Anyway, the dad told the police dispatcher the cat had scratched the baby and was trying to claw through the door to get them.
“We’re not safe around the cat. We’re trapped in the bedroom. He won’t let us out the door!”
The dad told the police dispatcher if he left the bedroom he’d have to fight the cat.
Now I know Portland isn’t the largest city in the world, but I’m pretty sure the cops have their hands full with … I don’t know … robbers and gropers and thugs and things far more dangerous than a house cat which has obviously gone off the deep end.
And, for the record, I have a crazy cat myself and am pretty sure most cats are borderline insane.

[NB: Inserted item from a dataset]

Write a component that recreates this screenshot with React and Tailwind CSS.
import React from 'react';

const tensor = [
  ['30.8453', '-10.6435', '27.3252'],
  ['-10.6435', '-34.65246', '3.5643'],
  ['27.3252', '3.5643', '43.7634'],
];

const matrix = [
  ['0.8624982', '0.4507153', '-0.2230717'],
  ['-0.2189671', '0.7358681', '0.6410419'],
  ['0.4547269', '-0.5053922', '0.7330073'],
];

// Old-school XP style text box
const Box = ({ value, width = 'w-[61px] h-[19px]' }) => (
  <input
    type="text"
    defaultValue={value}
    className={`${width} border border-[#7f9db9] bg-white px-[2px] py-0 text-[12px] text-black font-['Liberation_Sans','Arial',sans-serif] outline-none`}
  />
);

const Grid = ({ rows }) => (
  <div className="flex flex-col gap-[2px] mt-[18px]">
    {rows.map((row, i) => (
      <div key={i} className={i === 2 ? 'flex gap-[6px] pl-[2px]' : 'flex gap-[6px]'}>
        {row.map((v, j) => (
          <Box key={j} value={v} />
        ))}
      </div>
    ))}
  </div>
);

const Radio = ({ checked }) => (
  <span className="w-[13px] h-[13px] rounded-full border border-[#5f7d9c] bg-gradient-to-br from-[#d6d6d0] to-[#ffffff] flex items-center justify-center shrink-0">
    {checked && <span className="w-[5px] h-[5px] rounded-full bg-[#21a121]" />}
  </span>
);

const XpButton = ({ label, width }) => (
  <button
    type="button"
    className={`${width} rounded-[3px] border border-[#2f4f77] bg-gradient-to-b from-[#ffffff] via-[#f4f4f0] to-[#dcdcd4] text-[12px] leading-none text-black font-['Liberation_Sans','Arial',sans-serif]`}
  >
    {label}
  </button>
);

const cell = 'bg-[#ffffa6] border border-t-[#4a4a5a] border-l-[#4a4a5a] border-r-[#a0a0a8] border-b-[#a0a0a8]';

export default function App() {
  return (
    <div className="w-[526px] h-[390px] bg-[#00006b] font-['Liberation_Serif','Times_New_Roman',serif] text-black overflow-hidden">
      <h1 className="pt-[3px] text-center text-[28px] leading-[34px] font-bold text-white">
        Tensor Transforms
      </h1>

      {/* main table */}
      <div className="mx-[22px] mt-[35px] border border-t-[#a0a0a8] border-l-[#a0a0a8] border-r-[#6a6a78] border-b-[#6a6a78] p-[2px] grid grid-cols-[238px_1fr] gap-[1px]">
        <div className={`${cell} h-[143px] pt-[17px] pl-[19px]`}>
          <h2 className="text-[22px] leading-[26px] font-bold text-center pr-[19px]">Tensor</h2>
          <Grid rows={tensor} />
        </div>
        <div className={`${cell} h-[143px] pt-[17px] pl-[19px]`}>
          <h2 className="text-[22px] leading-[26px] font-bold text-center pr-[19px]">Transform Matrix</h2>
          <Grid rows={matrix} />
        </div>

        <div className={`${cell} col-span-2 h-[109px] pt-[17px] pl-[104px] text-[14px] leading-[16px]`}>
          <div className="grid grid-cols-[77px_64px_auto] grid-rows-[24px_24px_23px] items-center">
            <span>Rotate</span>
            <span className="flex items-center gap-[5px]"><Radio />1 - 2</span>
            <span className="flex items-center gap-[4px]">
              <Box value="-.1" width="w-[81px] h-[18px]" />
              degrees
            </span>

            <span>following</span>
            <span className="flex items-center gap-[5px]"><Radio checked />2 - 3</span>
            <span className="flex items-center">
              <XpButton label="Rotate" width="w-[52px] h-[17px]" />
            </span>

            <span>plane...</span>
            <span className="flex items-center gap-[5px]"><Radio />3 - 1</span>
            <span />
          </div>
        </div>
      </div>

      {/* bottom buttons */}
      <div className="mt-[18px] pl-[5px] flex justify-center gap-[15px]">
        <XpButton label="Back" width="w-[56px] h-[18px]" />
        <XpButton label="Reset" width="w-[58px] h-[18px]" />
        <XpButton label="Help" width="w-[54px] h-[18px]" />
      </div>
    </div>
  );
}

There’s a great chance the family could have waited the cat out. Cats are also easily distracted, so it would have been just a matter of time before the 22-pound cat mellowed out, maybe wandered over to go potty in a shoe. Cats are vindictive buggers and will pee in your shoe all day if they don’t like you.

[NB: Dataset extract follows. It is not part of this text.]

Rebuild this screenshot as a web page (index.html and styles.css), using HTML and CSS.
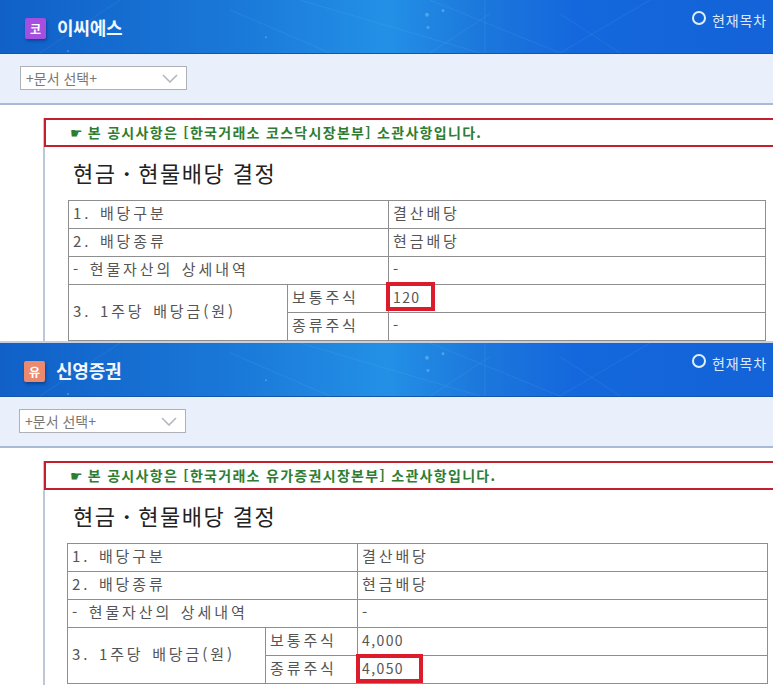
FILE: index.html
```html
<!DOCTYPE html>
<html lang="ko">
<head>
<meta charset="utf-8">
<title>공시</title>
<link rel="stylesheet" href="styles.css">
</head>
<body>
<section class="panel panel-a">
  <header class="top">
    <svg class="net" viewBox="0 0 773 54" preserveAspectRatio="none" aria-hidden="true">
      <g stroke="#8fc8f5" stroke-opacity=".12" fill="none"><path d="M300 0L480 54M430 0L560 54M490 14L430 54M485 0V54M650 0L560 54M120 0L40 54M230 10L330 54M560 14L620 54"/></g>
      <g fill="#a9dcff" fill-opacity=".35"><circle cx="427" cy="15" r="2"/><circle cx="443" cy="11" r="1.5"/><circle cx="428" cy="28" r="1.5"/><circle cx="266" cy="38" r="1"/><circle cx="68" cy="52" r="1"/></g>
    </svg>
    <div class="brand"><span class="badge badge-k">코</span><h1>이씨에스</h1></div>
    <div class="toc"><span class="ring"></span>현재목차</div>
  </header>
  <div class="tools">
    <div class="select"><span>+문서 선택+</span><svg class="chev" viewBox="0 0 16 9" aria-hidden="true"><path d="M1 1l7 7 7-7" fill="none" stroke="#b4b8bd" stroke-width="1.6"/></svg></div>
  </div>
  <div class="doc">
    <p class="notice"><span class="hand">☛</span> 본 공시사항은 [한국거래소 코스닥시장본부] 소관사항입니다.</p>
    <h2>현금<b class="dot">ㆍ</b>현물배당 결정</h2>
    <table class="grid grid-a">
      <colgroup><col class="c1"><col class="c2"><col></colgroup>
      <tr><td colspan="2">1. 배당구분</td><td>결산배당</td></tr>
      <tr><td colspan="2">2. 배당종류</td><td>현금배당</td></tr>
      <tr><td colspan="2">- 현물자산의 상세내역</td><td>-</td></tr>
      <tr><td rowspan="2">3. 1주당 배당금(원)</td><td>보통주식</td><td class="marked num"><span class="mark mark-a"></span>120</td></tr>
      <tr><td>종류주식</td><td>-</td></tr>
    </table>
  </div>
</section>
<section class="panel panel-b">
  <header class="top">
    <svg class="net" viewBox="0 0 773 54" preserveAspectRatio="none" aria-hidden="true">
      <g stroke="#8fc8f5" stroke-opacity=".12" fill="none"><path d="M300 0L480 54M430 0L560 54M490 14L430 54M485 0V54M650 0L560 54M120 0L40 54M230 10L330 54M560 14L620 54"/></g>
      <g fill="#a9dcff" fill-opacity=".35"><circle cx="427" cy="15" r="2"/><circle cx="443" cy="11" r="1.5"/><circle cx="428" cy="28" r="1.5"/><circle cx="266" cy="38" r="1"/><circle cx="68" cy="52" r="1"/></g>
    </svg>
    <div class="brand"><span class="badge badge-y">유</span><h1>신영증권</h1></div>
    <div class="toc"><span class="ring"></span>현재목차</div>
  </header>
  <div class="tools">
    <div class="select"><span>+문서 선택+</span><svg class="chev" viewBox="0 0 16 9" aria-hidden="true"><path d="M1 1l7 7 7-7" fill="none" stroke="#b4b8bd" stroke-width="1.6"/></svg></div>
  </div>
  <div class="doc">
    <p class="notice"><span class="hand">☛</span> 본 공시사항은 [한국거래소 유가증권시장본부] 소관사항입니다.</p>
    <h2>현금<b class="dot">ㆍ</b>현물배당 결정</h2>
    <table class="grid grid-b">
      <colgroup><col class="c1"><col class="c2"><col></colgroup>
      <tr><td colspan="2">1. 배당구분</td><td>결산배당</td></tr>
      <tr><td colspan="2">2. 배당종류</td><td>현금배당</td></tr>
      <tr><td colspan="2">- 현물자산의 상세내역</td><td>-</td></tr>
      <tr><td rowspan="2">3. 1주당 배당금(원)</td><td>보통주식</td><td class="num">4,000</td></tr>
      <tr><td>종류주식</td><td class="marked num"><span class="mark mark-b"></span>4,050</td></tr>
    </table>
  </div>
</section>
</body>
</html>
```
FILE: styles.css
```css
* { box-sizing: border-box; }
html, body { margin: 0; padding: 0; background: #fff; overflow: hidden; }
body { width: 773px; height: 685px; font-family: "Noto Sans CJK KR", "Noto Sans", sans-serif; }
.panel { overflow: hidden; background: #fff; }
.panel-a { height: 343px; border-bottom: 2px solid #c4d0de; }
.panel-b { height: 342px; }
.top { position: relative; height: 54px; display: flex; align-items: center; justify-content: space-between;
  background: linear-gradient(90deg, #1060c8 0%, #1a78d8 30%, #2390e6 50%, #1c78dc 62%, #1467dc 75%, #1463d8 100%);
  border-bottom: 1px solid #1456a8; padding: 0 6px 0 25px; }
.panel-b .top { padding: 0 6px 0 24px; }
.net { position: absolute; inset: 0; width: 100%; height: 100%; }
.brand { position: relative; display: flex; align-items: center; gap: 11px; margin-top: 3px; }
.badge { width: 21px; height: 21px; border-radius: 2px; color: #fff; font-size: 12px; font-weight: 700; line-height: 21px; text-align: center; box-shadow: 1px 2px 3px rgba(0,30,90,.45); }
.badge-k { background: #a54fe0; }
.badge-y { background: #ec8a70; }
h1 { margin: 0 0 2px; color: #f2f7fd; font-size: 18px; font-weight: 700; line-height: 22px; letter-spacing: -.2px; }
.toc { position: relative; display: flex; align-items: center; gap: 6px; color: #dce9f8; font-size: 14px; letter-spacing: .9px; margin-bottom: 14px; }
.ring { width: 14px; height: 14px; border: 2.5px solid #dff0fb; border-radius: 50%; margin-bottom: 4px; }
.tools { height: 51px; padding: 12px 20px 0; background: #e9f0fb; border-bottom: 2px solid #a9bad4; }
.panel-b .tools { padding-left: 19px; }
.select { width: 167px; height: 24px; display: flex; align-items: center; justify-content: space-between; padding: 0 8px 0 5px; background: #fff; border: 1px solid #aeb1b5; color: #777; font-size: 14px; }
.chev { width: 16px; height: 9px; }
.doc { margin: 13px 0 0 43px; border-left: 2px solid #bcc8da; height: 240px; }
.notice { margin: 0 0 0 -1px; height: 29px; padding-left: 24px; border: 2px solid #c2202e; border-right: 0; color: #2e7d32; font-size: 14px; font-weight: 700; line-height: 24px; letter-spacing: 1.3px; white-space: nowrap; }
.hand { font-family: "DejaVu Sans", sans-serif; font-size: 14px; font-weight: 400; letter-spacing: 0; }
h2 { margin: 10px 0 13px 28px; color: #222; font-size: 22px; line-height: 30px; font-weight: 400; letter-spacing: 1.5px; }
.dot { font-weight: 700; }
.grid { border-collapse: collapse; table-layout: fixed; margin-left: 23px; color: #555; font-size: 15px; letter-spacing: 2.9px; word-spacing: 1.5px; }
.grid-a { width: 698px; }
.grid-b { width: 701px; margin-left: 22px; }
.grid-a .c1 { width: 219px; }
.grid-a .c2 { width: 101px; }
.grid-b .c1 { width: 198px; }
.grid-b .c2 { width: 92px; }
.grid td { border: 1px solid #8e8e8e; height: 28px; padding: 0 3px 4px 4px; line-height: 22px; white-space: nowrap; }
.grid td.num { font-size: 14px; letter-spacing: 1.4px; }
.marked { position: relative; }
.mark { position: absolute; border: 4px solid #dc1c2c; }
.mark-a { left: -3px; top: -3px; width: 49px; height: 29px; }
.mark-b { left: -2px; top: -2px; width: 67px; height: 29px; }
```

It’s also possible the cat would have gotten hungry. He didn’t get to 22 pounds by eating yogurt.
Or, dad could have grabbed a blanket and tossed it on the cat, or maybe smacked it with a pillow. There are a lot of things in a bedroom you could use to fight a cat, if it came to blows.
I have something in my bedroom that would calm a cat down permanently, which is probably how they handle similar situations in Alaska, or places where men are still permitted to grunt and eat with their fingers.
Unfortunately, this story gets worse.
After the cops came and stuck the fat cat into a crate, freeing the family from the bedroom, the dad started to feel a little guilty.
“I should not have kicked him, which I did barefoot and not even hard, but I don’t believe in hitting animals,” the dad told one reporter.
That came after PETA (People For Ethical Treatment of Animals) suggested the family should have used positive reinforcement to discourage the 22-pound cat from kicking the baby’s behind.
“Hey, you fat kitty. If you get your claws out of our new baby’s head we’ll take you to the movies.”
There was no response from PETI (People for Ethical Treatment of Infants) because it doesn’t exist and nobody could understand what the 8-month-old baby was saying.
The baby might have been encouraging his dad to grow a set. “Act like a man, you big sissy!”
One article said a pet psychologist had apparently been called in to counsel the cat.
“How did this make you feel?”
“Close your eyes and imagine a happy place. Next time the baby pulls your tail, go to that happy place.”
Smokey, the Pomeranian dog, may also need some counseling. He sounds almost as conflicted as the dad.